=== Material provided ===
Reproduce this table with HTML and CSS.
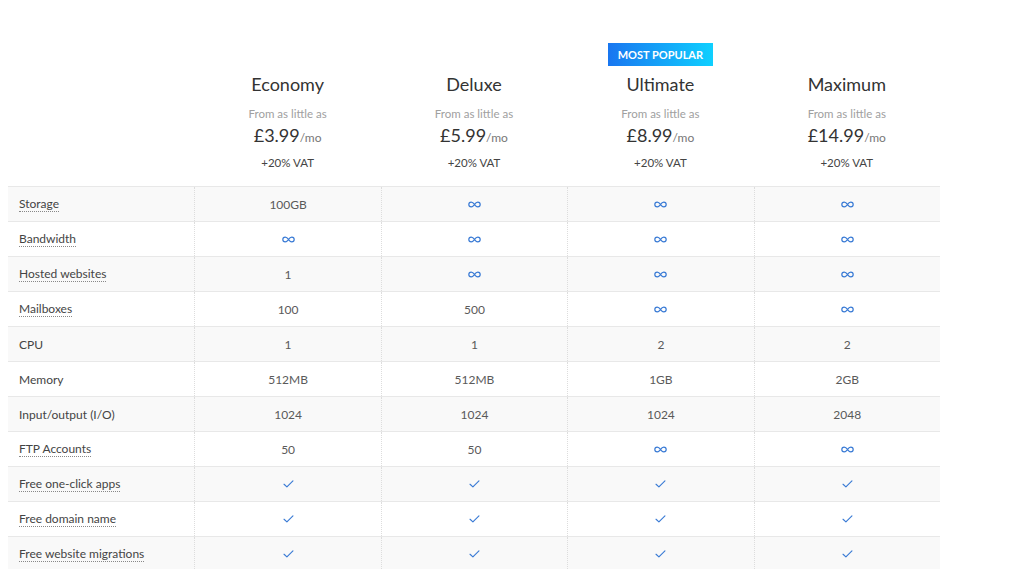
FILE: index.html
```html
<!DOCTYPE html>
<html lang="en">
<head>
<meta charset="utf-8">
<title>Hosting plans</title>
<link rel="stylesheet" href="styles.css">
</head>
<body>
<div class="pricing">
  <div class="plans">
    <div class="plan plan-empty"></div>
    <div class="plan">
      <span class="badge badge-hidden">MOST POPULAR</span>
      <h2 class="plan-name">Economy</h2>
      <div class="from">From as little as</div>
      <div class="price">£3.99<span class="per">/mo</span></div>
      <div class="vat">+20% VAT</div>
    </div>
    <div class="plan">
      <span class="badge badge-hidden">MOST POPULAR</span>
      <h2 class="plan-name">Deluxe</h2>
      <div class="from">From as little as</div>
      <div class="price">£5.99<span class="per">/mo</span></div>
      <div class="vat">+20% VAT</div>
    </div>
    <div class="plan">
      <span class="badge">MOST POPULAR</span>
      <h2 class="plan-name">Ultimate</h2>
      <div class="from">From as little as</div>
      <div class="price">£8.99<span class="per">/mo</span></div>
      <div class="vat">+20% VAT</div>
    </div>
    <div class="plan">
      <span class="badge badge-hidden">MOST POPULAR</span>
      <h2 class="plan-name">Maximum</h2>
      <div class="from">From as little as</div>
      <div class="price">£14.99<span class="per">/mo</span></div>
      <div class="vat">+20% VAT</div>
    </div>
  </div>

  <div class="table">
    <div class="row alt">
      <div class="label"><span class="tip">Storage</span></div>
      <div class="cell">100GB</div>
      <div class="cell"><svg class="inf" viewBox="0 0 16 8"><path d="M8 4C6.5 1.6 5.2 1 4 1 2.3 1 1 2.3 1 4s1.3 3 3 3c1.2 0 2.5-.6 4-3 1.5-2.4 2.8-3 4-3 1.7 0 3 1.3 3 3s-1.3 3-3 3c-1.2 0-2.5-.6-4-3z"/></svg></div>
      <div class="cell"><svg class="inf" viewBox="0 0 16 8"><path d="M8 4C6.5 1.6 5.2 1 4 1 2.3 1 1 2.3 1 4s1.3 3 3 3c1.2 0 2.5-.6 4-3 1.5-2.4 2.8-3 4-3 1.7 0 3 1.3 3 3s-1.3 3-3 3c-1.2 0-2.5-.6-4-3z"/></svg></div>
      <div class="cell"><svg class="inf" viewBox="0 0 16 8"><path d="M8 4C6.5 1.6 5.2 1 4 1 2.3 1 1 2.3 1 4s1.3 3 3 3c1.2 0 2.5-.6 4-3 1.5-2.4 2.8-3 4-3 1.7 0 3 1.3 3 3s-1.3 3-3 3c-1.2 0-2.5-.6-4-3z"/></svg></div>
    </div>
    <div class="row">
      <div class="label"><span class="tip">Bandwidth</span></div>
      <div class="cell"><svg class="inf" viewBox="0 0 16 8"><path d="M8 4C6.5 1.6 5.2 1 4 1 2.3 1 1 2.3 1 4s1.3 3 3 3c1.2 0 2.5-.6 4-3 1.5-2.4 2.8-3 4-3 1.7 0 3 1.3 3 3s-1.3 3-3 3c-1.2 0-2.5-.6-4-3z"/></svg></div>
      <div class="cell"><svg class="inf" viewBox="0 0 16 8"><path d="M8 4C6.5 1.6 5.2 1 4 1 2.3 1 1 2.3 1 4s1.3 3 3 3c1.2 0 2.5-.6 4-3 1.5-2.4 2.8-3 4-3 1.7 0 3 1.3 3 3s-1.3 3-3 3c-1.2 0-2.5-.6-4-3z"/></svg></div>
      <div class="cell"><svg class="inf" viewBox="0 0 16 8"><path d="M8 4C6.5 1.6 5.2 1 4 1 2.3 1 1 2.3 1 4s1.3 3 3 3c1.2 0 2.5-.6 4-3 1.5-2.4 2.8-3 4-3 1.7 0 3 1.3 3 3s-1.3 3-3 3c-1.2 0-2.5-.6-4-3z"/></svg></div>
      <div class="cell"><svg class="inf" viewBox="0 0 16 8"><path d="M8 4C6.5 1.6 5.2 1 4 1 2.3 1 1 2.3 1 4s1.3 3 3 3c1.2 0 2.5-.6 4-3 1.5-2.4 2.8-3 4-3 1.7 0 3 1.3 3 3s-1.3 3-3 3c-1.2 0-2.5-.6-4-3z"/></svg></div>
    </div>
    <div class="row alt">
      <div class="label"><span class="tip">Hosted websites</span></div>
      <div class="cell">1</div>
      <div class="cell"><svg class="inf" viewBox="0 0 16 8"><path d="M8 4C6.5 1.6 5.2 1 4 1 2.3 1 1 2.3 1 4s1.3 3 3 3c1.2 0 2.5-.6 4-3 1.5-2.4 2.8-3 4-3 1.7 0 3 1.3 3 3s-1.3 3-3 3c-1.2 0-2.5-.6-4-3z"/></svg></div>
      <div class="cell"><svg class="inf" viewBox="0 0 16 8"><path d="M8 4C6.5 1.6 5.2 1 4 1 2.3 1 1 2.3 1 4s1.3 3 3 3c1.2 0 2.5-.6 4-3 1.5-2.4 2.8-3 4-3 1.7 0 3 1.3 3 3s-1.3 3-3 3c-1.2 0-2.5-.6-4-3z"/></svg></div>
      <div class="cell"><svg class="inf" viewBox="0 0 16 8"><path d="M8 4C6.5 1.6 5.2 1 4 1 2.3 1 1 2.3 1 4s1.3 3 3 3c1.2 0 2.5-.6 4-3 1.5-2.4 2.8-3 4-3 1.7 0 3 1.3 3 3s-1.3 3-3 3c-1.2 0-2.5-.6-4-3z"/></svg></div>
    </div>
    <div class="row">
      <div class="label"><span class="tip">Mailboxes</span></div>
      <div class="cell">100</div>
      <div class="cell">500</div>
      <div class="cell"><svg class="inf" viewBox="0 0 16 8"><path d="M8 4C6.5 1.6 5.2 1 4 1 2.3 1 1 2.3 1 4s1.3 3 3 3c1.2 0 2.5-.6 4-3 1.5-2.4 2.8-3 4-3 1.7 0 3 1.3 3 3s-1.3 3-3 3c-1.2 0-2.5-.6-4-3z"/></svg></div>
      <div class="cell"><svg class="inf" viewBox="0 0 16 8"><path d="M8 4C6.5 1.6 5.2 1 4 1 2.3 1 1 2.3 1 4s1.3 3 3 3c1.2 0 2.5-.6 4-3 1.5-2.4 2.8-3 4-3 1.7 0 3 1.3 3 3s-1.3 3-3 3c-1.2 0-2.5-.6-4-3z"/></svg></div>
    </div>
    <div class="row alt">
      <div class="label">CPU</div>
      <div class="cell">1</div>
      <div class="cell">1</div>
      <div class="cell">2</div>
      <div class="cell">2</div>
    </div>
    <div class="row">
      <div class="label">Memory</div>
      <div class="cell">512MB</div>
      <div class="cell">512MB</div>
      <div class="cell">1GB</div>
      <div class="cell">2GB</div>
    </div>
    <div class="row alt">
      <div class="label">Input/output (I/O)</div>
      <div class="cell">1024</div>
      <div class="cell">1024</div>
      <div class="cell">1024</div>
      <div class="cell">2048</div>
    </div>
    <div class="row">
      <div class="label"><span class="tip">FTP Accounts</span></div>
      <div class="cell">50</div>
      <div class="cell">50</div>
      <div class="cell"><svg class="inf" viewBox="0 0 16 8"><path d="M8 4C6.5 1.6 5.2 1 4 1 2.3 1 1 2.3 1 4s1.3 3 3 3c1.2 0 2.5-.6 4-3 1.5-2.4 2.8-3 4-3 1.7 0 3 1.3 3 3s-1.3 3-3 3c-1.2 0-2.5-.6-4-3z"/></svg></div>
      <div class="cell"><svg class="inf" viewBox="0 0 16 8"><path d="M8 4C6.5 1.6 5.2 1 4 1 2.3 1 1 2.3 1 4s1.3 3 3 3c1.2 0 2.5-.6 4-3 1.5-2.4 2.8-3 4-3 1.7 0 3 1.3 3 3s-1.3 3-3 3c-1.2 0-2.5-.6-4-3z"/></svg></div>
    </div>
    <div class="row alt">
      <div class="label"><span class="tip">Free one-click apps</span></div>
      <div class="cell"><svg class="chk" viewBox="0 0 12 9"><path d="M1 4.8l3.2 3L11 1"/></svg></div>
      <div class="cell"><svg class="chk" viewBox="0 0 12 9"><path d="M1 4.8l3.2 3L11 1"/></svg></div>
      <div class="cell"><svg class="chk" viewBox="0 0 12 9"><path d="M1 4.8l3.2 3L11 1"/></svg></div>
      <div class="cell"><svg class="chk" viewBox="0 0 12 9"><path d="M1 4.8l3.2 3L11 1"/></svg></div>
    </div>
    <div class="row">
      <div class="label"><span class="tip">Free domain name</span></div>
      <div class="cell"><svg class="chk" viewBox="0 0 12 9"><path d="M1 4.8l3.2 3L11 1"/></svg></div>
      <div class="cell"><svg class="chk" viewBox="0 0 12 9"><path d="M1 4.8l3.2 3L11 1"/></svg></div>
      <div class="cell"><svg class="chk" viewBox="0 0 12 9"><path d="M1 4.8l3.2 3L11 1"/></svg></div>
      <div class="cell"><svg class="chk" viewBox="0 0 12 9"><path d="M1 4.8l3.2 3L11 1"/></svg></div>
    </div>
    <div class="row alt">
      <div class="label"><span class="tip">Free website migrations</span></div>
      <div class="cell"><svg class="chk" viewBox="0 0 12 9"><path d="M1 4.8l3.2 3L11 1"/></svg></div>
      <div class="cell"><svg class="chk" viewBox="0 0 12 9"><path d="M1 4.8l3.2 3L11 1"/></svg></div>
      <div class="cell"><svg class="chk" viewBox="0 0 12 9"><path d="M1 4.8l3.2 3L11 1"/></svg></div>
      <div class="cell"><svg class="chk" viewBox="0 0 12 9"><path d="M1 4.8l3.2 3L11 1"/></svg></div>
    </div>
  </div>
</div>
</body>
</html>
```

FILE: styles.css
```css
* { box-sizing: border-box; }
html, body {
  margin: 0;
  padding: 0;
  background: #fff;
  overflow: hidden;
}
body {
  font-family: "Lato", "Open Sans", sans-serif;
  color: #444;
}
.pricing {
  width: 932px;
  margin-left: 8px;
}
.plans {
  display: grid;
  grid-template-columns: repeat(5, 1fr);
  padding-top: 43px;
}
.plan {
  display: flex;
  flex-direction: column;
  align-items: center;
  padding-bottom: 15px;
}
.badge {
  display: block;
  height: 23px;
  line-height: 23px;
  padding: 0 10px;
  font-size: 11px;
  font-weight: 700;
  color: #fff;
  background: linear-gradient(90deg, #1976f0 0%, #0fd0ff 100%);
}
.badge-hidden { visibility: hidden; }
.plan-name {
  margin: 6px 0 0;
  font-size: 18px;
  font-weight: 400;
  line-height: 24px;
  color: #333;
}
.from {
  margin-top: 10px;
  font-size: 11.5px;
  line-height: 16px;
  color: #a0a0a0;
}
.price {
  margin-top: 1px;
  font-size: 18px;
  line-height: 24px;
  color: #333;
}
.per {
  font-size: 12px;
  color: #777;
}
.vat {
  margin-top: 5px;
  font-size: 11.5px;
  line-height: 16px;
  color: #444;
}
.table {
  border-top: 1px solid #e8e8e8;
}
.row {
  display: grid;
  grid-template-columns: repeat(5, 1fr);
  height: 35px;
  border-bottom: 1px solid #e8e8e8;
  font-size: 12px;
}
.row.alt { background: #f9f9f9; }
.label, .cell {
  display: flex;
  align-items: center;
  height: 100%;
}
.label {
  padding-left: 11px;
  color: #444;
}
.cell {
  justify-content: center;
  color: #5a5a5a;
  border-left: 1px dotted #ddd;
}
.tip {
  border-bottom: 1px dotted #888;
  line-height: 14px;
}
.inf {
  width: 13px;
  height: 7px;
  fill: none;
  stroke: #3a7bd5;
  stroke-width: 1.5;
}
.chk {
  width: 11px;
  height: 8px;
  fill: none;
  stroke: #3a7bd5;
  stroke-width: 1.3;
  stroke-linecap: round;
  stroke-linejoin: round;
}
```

=== Written problem ===
Copy out each line of the data where the string "table" appears.

=== Full output ===
Reproduce this table with HTML and CSS.
  <div class="table">
.table {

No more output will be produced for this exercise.